Illustration of \(\epsilon\): distance between \({\mathcal {T}}\) and its nearest source \({\mathcal {S}}_3\)

Compared with most previous theoretical results, our results highlight the role of representation learning in domain generalization. In particular, Theorem 1 further motivates the new principles to control the Dobrushin Coefficient, which will be illustrated in Sects. 3.2 and 4.
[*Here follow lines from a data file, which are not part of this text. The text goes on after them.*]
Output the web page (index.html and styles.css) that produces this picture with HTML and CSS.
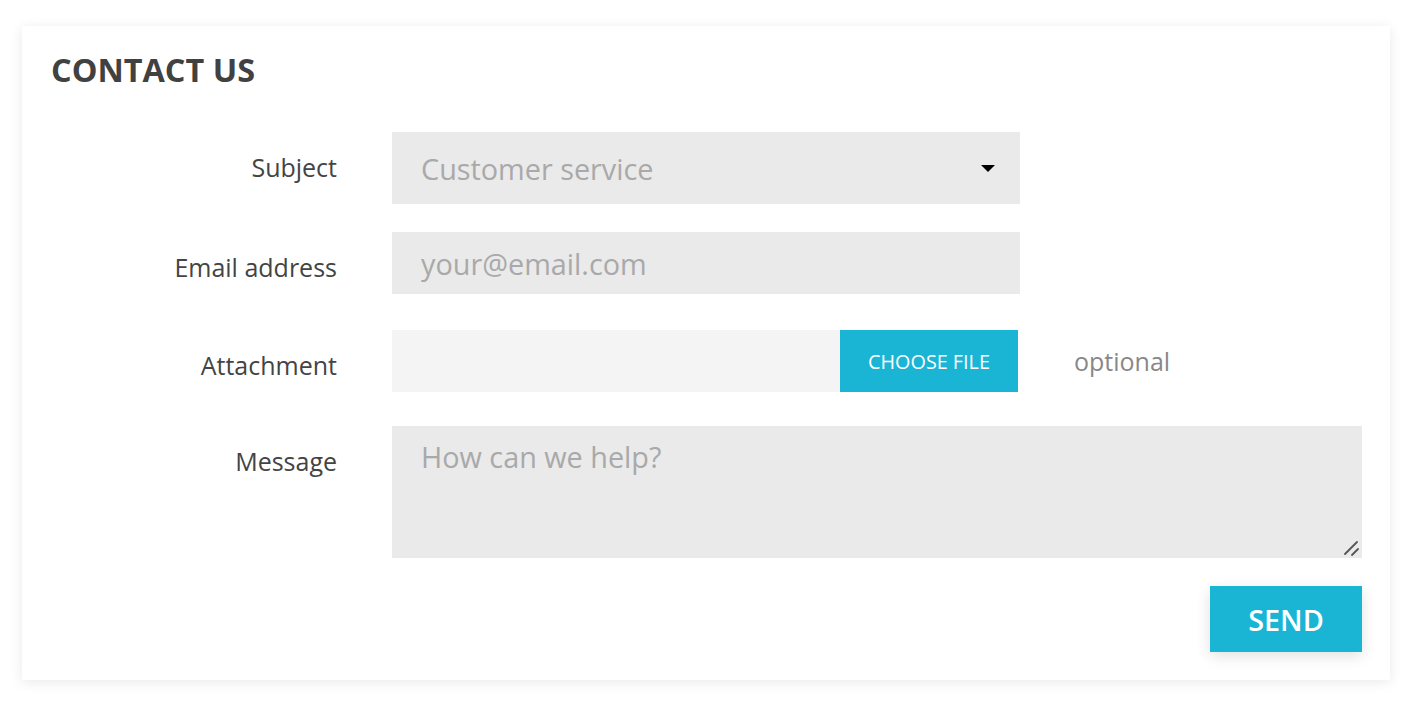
FILE: index.html
```html
<!DOCTYPE html>
<html lang="en">
<head>
<meta charset="utf-8">
<title>Contact us</title>
<link rel="stylesheet" href="styles.css">
</head>
<body>
<div class="page">
  <section class="card">
    <h1 class="title">CONTACT US</h1>
    <form class="form">
      <label class="label" for="subject">Subject</label>
      <div class="field field-subject">
        <div class="select-wrap">
          <select id="subject" class="select">
            <option>Customer service</option>
            <option>Webmaster</option>
          </select>
          <svg class="caret" width="14" height="7" viewBox="0 0 14 7" aria-hidden="true"><path d="M0 0H14L7 7Z" fill="#000"/></svg>
        </div>
      </div>

      <label class="label" for="email">Email address</label>
      <div class="field field-email">
        <input id="email" class="input" type="email" placeholder="your@email.com">
      </div>

      <label class="label" for="file">Attachment</label>
      <div class="field field-file">
        <div class="file">
          <span class="file-name"></span>
          <label class="file-btn" for="file">CHOOSE FILE</label>
          <input id="file" class="file-input" type="file">
        </div>
        <span class="optional">optional</span>
      </div>

      <label class="label" for="message">Message</label>
      <div class="field field-message">
        <div class="textarea-wrap">
          <textarea id="message" class="textarea" placeholder="How can we help?"></textarea>
          <svg class="grip" width="16" height="16" viewBox="0 0 16 16" aria-hidden="true">
            <path d="M2 14L14 2M9 15L15 9" stroke="#555" stroke-width="1.8" stroke-linecap="round" fill="none"/>
          </svg>
        </div>
      </div>

      <div class="actions">
        <button type="button" class="send">SEND</button>
      </div>
    </form>
  </section>
</div>
</body>
</html>
```

FILE: styles.css
```css
* {
  box-sizing: border-box;
}

html, body {
  margin: 0;
  padding: 0;
  background: #ffffff;
}

body {
  font-family: "Open Sans", "Liberation Sans", sans-serif;
  color: #444444;
}

.page {
  padding: 26px 24px 30px 22px;
}

.card {
  width: 1368px;
  background: #ffffff;
  padding: 21px 28px 28px 29px;
  box-shadow: 0 2px 12px rgba(0, 0, 0, 0.09);
}

.title {
  margin: 0 0 41px 0;
  font-size: 32.4px;
  line-height: 44px;
  font-weight: 700;
  color: #414141;
}

.form {
  display: grid;
  grid-template-columns: 286px 970px;
  column-gap: 55px;
  align-items: start;
}

.label {
  text-align: right;
  font-size: 25px;
  line-height: 34px;
  padding-top: 18px;
  color: #444444;
}

.field-subject { margin-bottom: 28px; }
.field-email { margin-bottom: 36px; }
.field-file { margin-bottom: 34px; }
.field-message { margin-bottom: 28px; }

.select-wrap {
  position: relative;
  width: 628px;
}

.select {
  appearance: none;
  -webkit-appearance: none;
  display: block;
  width: 628px;
  height: 72px;
  padding: 0 60px 0 29px;
  border: 0;
  border-radius: 0;
  background: #eaeaea;
  font-family: inherit;
  font-size: 28.8px;
  color: #a9a9a9;
  outline: none;
}

.caret {
  position: absolute;
  left: 589px;
  top: 33px;
  pointer-events: none;
}

.input {
  display: block;
  width: 628px;
  height: 62px;
  padding: 0 29px;
  border: 0;
  border-radius: 0;
  background: #eaeaea;
  font-family: inherit;
  font-size: 28.8px;
  color: #444444;
  outline: none;
}

.input::placeholder,
.textarea::placeholder {
  color: #a9a9a9;
}

.field-file {
  display: flex;
  align-items: center;
}

.file {
  display: flex;
  height: 62px;
}

.file-name {
  width: 448px;
  background: #f4f4f4;
}

.file-btn {
  width: 178px;
  background: #1ab5d5;
  color: #ffffff;
  font-size: 19.8px;
  display: flex;
  align-items: center;
  justify-content: center;
  cursor: pointer;
}

.file-input {
  display: none;
}

.optional {
  margin-left: 56px;
  font-size: 25px;
  color: #888888;
}

.textarea-wrap {
  position: relative;
  width: 970px;
}

.textarea {
  display: block;
  width: 970px;
  height: 132px;
  padding: 12px 29px;
  border: 0;
  border-radius: 0;
  background: #eaeaea;
  font-family: inherit;
  font-size: 28.8px;
  line-height: 38px;
  color: #444444;
  resize: none;
  outline: none;
}

.grip {
  position: absolute;
  right: 3px;
  bottom: 2px;
  pointer-events: none;
}

.actions {
  grid-column: 2;
  display: flex;
  justify-content: flex-end;
}

.send {
  width: 152px;
  height: 66px;
  border: 0;
  border-radius: 0;
  background: #1ab5d5;
  color: #ffffff;
  font-family: inherit;
  font-size: 28.8px;
  font-weight: 600;
  box-shadow: 0 4px 14px rgba(0, 0, 0, 0.12);
  cursor: pointer;
}
```
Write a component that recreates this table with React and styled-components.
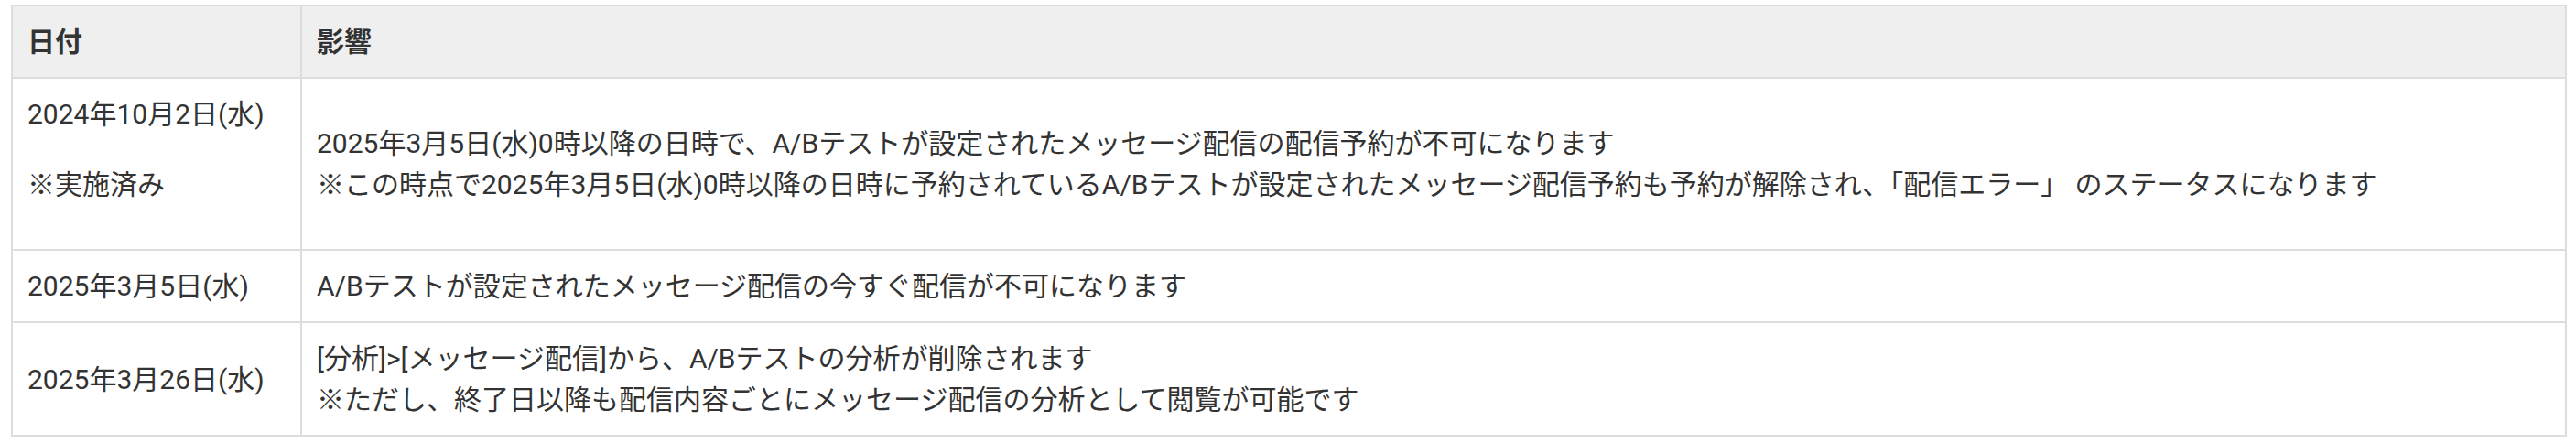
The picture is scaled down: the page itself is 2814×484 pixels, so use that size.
import React from "react";
import styled, { createGlobalStyle } from "styled-components";

const GlobalStyle = createGlobalStyle`
  html, body {
    margin: 0;
    padding: 0;
    background: #ffffff;
  }
  body {
    font-family: Roboto, "Noto Sans CJK JP", sans-serif;
    color: #333333;
  }
`;

const rows = [
  {
    date: ["2024年10月2日(水)", "※実施済み"],
    effect: [
      "2025年3月5日(水)0時以降の日時で、A/Bテストが設定されたメッセージ配信の配信予約が不可になります",
      "※この時点で2025年3月5日(水)0時以降の日時に予約されているA/Bテストが設定されたメッセージ配信予約も予約が解除され、「配信エラー」 のステータスになります",
    ],
  },
  {
    date: ["2025年3月5日(水)"],
    effect: ["A/Bテストが設定されたメッセージ配信の今すぐ配信が不可になります"],
  },
  {
    date: ["2025年3月26日(水)"],
    effect: [
      "[分析]>[メッセージ配信]から、A/Bテストの分析が削除されます",
      "※ただし、終了日以降も配信内容ごとにメッセージ配信の分析として閲覧が可能です",
    ],
  },
];

function App() {
  return (
    <>
      <GlobalStyle />
      <Page>
        <Table>
          <colgroup>
            <col style={{ width: "316px" }} />
            <col />
          </colgroup>
          <thead>
            <tr>
              <HeadCell>日付</HeadCell>
              <HeadCell>影響</HeadCell>
            </tr>
          </thead>
          <tbody>
            {rows.map((row, i) => (
              <tr key={i}>
                <Cell>
                  {row.date.length > 1
                    ? row.date.map((d, j) => <DateLine key={j}>{d}</DateLine>)
                    : row.date[0]}
                </Cell>
                <Cell>
                  {row.effect.map((line, j) => (
                    <Line key={j}>{line}</Line>
                  ))}
                </Cell>
              </tr>
            ))}
          </tbody>
        </Table>
      </Page>
    </>
  );
}

const Page = styled.div`
  padding: 5px 10px 8px 12px;
`;

const Table = styled.table`
  width: 100%;
  table-layout: fixed;
  border-collapse: separate;
  border-spacing: 0;
  border-top: 2px solid #dddddd;
  border-left: 2px solid #dddddd;
  font-size: 30px;
  line-height: 45px;
`;

const HeadCell = styled.th`
  box-sizing: border-box;
  padding: 16px 16px;
  text-align: left;
  font-weight: 700;
  background-color: #efefef;
  border-right: 2px solid #dddddd;
  border-bottom: 2px solid #dddddd;
  white-space: nowrap;
`;

const Cell = styled.td`
  box-sizing: border-box;
  padding: 16px 16px;
  vertical-align: middle;
  border-right: 2px solid #dddddd;
  border-bottom: 2px solid #dddddd;
  white-space: pre;
`;

const DateLine = styled.p`
  margin: 0 0 32px;
`;

const Line = styled.div``;

export default App;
3.1 Relation to other invariance criteria

Proposition 1 verifies the importance of considering regularizing of \({\varPhi }\) under feature-conditional invariance, the following lemma reveals the relations between feature-conditional invariance and other two invariance criteria.

Lemma 1

If the embedding distribution \({\varPhi }\) satisfies a small feature-conditional total variation distance on the latent space \({\mathcal {Z}}:\) \(\forall i,j \in \{1,\dots ,T\}\, y\in {\mathcal {Y}}\), \(d_{{\mathrm {TV}}}({\mathcal {S}}_i(z|Y=y)\Vert {\mathcal {S}}_j(z|Y=y))\le \kappa\) and \({\mathcal {S}}_i(Y=y)={\mathcal {S}}_j(Y=y)=\frac{1}{|{\mathcal {Y}}|}\), then we have

$$\begin{aligned} {\mathbb {E}}_{z\sim {\varOmega }^{\star }} |{\mathcal {S}}_i(y|z)-{\mathcal {S}}_j(y|z)|\le C^{+}\kappa , \quad {\mathbb {E}}_{z\sim {\varOmega }^{\star }} |{\mathcal {S}}_i(z)-{\mathcal {S}}_j(z)|\le \kappa , \end{aligned}$$

where \(C^{+}\) is a positive constant and \({\varOmega }^{\star } = \text {supp}({\mathcal {S}}_i(z))\cap \text {supp}({\mathcal {S}}_j(z))\) denotes the intersection of latent space between environment i and j.

Lemma 1 reveals that the feature conditional invariance can induce other types of invariance if the label distribution among the sources is balanced, which is practically feasible through re-sampling the dataset as a uniform distribution. Specifically, if \(\kappa =0\), we can achieve the other two invariance criteria.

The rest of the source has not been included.